Time to reckon for former ministers still getting salaries will come – Miyanda

 

By Brigadier General Godfrey Miyanda

I commend President Lungu for breaking his silence on serious and contentious national issues, especially that he has finally expressed his legal opinion by citing provisions in the law. This is how it should be for it will compel others to address the issues and not resort to insults in response.

That said I contend that the President’s reasons for extending the tenure of the former ministers is patently flawed on account of improper considerations. It is wrong to allege that his statement on this matter of public importance is final. In this regard finality rests with our Courts, in this instance the Constitutional Court, which regrettably is NOT functional yet.

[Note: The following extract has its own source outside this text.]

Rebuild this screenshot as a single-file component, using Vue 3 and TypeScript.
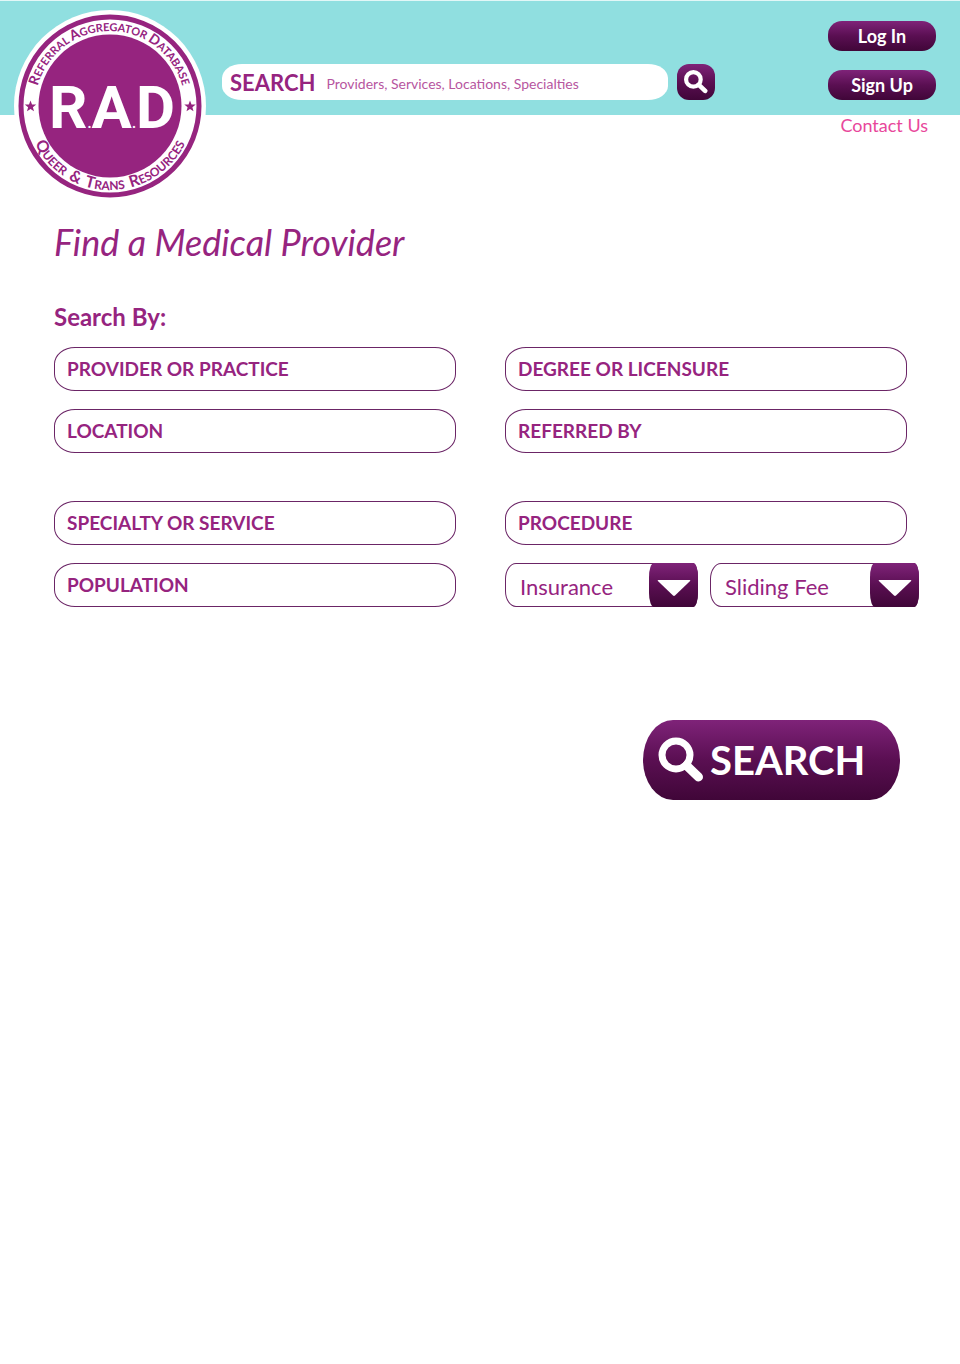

To say that the office of the minister does not fall vacant because of Article 116 (3) (e) is to misconstrue the import of the word ‘dissolution’ as well as failing to interpret the whole Article 116. Article 116 (1) states thus “The President shall appoint a prescribed number of Members of Parliament as Ministers.” Firstly, I contend that this provision is prospective, that is it refers to future appointments. If Parliament had intended it to be retrospective or retroactive it would have stated so expressly. Thus Article 116 (3) which the President relied on should be read with Article 116 (1) for completeness of the argument. Secondly, the word “dissolution” must be read with Article 88 (1) as amended which reads thus “The term of Parliament shall be five years commencing from the date that the Members of Parliament are sworn into office after a general election and ending on the date that Parliament is dissolved”. In other words this is a contract of sorts for all MPs elected in the 2011 general election and any others who come to Parliament following a bye-election or presidential nomination to Parliament after that general election. Note that this provision is also prospective, rather than retroactive.

To reinforce my argument I quote Article 88 (6) (a) of CAP 1 (the previous constitution under which all the ministers were serving) which states thus “Subject to clause 9 the National Assembly shall, unless no sooner dissolved, continue for five years from the date of its first sitting after the commencement of this Constitution and then stand dissolved.” Even in this case the five years begins to run following the 2011 general elections.

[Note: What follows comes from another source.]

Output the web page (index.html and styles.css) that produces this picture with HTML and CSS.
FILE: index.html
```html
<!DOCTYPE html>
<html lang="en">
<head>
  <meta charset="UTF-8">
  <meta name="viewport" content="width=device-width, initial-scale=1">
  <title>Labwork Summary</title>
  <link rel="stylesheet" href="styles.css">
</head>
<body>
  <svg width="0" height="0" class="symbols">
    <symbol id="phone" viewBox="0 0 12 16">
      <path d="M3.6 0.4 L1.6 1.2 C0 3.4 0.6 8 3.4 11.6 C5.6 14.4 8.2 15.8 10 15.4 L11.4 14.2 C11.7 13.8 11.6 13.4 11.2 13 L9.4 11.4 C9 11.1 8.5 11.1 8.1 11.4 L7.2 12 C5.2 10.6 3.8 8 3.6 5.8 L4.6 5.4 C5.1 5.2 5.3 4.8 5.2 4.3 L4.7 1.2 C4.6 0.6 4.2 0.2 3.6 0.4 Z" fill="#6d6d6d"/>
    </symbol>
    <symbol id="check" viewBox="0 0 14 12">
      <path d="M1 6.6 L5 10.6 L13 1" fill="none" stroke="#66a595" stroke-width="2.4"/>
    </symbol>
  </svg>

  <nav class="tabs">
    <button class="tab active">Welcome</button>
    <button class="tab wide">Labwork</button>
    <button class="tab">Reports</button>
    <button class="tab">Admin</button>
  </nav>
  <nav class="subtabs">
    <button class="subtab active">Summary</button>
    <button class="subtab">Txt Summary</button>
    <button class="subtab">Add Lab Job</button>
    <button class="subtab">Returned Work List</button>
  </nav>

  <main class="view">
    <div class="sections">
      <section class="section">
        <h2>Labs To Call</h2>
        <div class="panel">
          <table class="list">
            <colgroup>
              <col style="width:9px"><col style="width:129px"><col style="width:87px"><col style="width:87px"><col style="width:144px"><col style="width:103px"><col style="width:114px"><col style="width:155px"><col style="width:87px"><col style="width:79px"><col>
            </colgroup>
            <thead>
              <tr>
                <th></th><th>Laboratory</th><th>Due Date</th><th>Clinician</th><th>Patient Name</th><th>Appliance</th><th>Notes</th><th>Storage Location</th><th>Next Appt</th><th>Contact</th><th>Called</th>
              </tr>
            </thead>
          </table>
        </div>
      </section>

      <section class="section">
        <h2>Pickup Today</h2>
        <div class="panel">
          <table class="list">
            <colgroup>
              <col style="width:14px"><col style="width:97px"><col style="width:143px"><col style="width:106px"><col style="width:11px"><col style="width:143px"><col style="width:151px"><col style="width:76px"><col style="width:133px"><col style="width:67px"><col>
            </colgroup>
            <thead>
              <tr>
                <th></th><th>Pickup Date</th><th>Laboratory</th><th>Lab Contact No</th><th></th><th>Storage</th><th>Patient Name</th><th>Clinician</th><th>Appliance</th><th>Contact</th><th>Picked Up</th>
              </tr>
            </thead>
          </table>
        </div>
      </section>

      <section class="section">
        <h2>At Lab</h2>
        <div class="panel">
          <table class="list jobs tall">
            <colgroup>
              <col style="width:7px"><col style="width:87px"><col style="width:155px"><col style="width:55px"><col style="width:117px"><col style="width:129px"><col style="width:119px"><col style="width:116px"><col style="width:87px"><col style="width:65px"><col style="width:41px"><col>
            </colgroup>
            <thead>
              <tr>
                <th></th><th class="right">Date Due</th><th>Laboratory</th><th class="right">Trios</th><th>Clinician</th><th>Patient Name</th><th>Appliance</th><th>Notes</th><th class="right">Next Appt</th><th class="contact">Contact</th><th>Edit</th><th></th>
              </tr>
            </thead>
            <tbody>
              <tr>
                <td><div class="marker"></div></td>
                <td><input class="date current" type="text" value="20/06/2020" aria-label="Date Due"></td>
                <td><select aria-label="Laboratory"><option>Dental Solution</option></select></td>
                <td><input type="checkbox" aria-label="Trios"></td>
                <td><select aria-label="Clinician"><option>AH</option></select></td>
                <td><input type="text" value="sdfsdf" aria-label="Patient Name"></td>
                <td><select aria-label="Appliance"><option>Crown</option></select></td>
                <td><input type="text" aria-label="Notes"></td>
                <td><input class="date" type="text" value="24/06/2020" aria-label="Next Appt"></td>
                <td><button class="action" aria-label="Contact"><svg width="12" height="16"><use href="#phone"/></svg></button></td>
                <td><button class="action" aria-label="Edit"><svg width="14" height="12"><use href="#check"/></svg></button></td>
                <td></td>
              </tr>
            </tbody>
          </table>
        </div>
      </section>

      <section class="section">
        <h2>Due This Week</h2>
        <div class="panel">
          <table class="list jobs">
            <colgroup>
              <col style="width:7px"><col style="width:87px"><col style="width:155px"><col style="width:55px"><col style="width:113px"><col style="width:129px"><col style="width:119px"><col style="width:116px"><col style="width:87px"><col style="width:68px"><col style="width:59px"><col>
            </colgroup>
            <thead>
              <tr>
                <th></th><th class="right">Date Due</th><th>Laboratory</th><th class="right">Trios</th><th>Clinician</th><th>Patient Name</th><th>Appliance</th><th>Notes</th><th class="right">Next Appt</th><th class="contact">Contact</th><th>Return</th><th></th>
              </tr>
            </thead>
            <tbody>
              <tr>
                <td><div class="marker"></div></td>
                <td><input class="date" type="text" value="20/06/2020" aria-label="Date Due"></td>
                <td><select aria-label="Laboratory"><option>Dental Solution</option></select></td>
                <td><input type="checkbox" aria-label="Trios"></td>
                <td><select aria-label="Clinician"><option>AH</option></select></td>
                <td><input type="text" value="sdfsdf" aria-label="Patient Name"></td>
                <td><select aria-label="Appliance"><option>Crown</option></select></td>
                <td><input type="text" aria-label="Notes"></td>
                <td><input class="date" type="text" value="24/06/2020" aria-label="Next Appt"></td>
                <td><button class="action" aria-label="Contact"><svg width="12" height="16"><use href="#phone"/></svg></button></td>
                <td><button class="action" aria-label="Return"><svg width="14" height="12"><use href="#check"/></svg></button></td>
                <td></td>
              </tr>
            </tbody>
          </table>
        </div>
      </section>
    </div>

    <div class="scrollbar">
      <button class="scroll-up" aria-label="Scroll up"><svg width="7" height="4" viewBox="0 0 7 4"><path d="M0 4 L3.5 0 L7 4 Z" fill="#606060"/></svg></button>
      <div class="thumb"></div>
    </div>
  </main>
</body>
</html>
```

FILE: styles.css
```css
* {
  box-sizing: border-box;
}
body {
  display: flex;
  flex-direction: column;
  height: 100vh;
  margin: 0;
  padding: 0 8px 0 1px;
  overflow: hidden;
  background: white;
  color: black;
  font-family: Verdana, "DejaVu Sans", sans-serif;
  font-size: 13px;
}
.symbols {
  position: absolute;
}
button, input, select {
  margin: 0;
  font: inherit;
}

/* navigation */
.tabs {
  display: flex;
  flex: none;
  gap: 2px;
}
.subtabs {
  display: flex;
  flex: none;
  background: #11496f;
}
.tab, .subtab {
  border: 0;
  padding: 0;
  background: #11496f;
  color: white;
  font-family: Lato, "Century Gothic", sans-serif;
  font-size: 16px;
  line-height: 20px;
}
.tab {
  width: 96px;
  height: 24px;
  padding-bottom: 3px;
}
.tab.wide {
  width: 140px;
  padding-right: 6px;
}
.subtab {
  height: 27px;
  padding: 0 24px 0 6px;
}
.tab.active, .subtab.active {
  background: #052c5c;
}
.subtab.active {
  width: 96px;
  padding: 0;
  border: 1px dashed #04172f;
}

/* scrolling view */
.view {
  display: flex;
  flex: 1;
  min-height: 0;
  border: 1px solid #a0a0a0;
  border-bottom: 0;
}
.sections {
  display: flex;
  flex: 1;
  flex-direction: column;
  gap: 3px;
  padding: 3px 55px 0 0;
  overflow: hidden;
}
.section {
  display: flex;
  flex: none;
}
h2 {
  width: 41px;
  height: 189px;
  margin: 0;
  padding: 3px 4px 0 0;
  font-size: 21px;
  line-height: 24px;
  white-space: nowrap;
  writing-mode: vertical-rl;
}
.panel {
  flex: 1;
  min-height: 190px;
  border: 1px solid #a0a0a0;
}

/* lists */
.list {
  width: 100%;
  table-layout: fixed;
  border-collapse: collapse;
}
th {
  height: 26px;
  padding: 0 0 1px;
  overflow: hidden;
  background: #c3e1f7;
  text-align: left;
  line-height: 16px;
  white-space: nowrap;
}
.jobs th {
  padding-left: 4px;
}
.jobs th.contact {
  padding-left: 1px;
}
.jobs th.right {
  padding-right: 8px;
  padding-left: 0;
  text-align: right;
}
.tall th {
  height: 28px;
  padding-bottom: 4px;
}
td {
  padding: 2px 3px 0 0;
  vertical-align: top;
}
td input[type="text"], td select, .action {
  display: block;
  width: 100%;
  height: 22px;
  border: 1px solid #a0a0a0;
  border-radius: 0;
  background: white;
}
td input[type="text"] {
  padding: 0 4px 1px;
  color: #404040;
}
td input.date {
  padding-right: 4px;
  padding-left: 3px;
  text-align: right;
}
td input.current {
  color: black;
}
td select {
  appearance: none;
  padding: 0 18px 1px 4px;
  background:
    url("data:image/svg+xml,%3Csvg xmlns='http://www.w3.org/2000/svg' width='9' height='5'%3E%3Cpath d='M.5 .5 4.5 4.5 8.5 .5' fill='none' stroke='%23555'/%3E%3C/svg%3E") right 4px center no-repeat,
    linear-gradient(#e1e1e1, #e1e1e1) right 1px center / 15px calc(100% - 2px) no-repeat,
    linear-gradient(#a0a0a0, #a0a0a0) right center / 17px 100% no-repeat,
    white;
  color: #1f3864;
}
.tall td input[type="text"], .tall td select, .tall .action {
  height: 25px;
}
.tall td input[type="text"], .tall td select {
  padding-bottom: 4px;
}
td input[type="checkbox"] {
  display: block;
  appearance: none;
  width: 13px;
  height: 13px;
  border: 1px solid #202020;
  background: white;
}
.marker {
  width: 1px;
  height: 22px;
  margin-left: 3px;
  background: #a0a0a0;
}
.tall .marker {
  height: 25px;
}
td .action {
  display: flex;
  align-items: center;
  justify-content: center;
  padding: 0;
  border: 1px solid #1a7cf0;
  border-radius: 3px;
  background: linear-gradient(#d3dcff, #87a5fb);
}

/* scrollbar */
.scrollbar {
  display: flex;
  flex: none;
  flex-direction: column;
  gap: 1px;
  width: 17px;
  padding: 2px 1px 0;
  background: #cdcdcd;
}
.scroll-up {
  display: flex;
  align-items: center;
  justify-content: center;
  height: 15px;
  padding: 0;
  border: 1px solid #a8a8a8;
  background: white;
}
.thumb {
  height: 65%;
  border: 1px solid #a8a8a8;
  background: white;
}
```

Thus in terms of constitutional obligations by the State towards its workers known as Members of Parliament, the State should pay them their dues only up to the date of dissolution, which is Wednesday 11th May 2016 from 23.50 hours. Any salary and/or other benefit paid after that date should be deemed as theft of public funds. It is misleading for the President to allege that the Ministers have to hand over their responsibilities. There is nothing for Ministers to hand over because they have no executive function but are mere policy advisors of the President; they cannot hand over any policies because the new government will come with new policies. During the ninety lame duck days remaining to 11th August of the government of President Lungu, no new policies may be initiated. What work will the Cabinet be performing other than campaigning?

Last but not least, there is a moral reason why these former ministers should stop their schemes forthwith. It is immoral for these former workers to be drawing salaries for three months after their term of duty has expired. I believe that they have been paid or are about to be paid what is due to them. The President is excepted because Article 35 (4) provides that “a person assuming the office of the President in accordance with this Constitution shall continue in office until the person elected at the next election to the office of President assumes office, unless (a) he resigns his office; (b) he ceases to hold office by virtue of Article 36 or 37, or (c) the National Assembly is dissolved”. It will be discriminatory if other workers in Zambia demand similar treatment but their demand is rejected! Constitutionally, and even under the common law, the President’s threat to act against citizens who want to carry out a citizen’s arrest is intimidation and contradicts his Oath of Office; every citizen is obliged to help to restore and enforce law and order. It is in order for patriotic Zambians to arrest these former government workers if they persist in masquerading as government employees and abusing public resources.

I advise the affected former ministers to politely thank their party president but decline to continue pretending to work when their scheme is to continue campaigning using government resources. President Lungu will not protect them when the day of reckoning comes.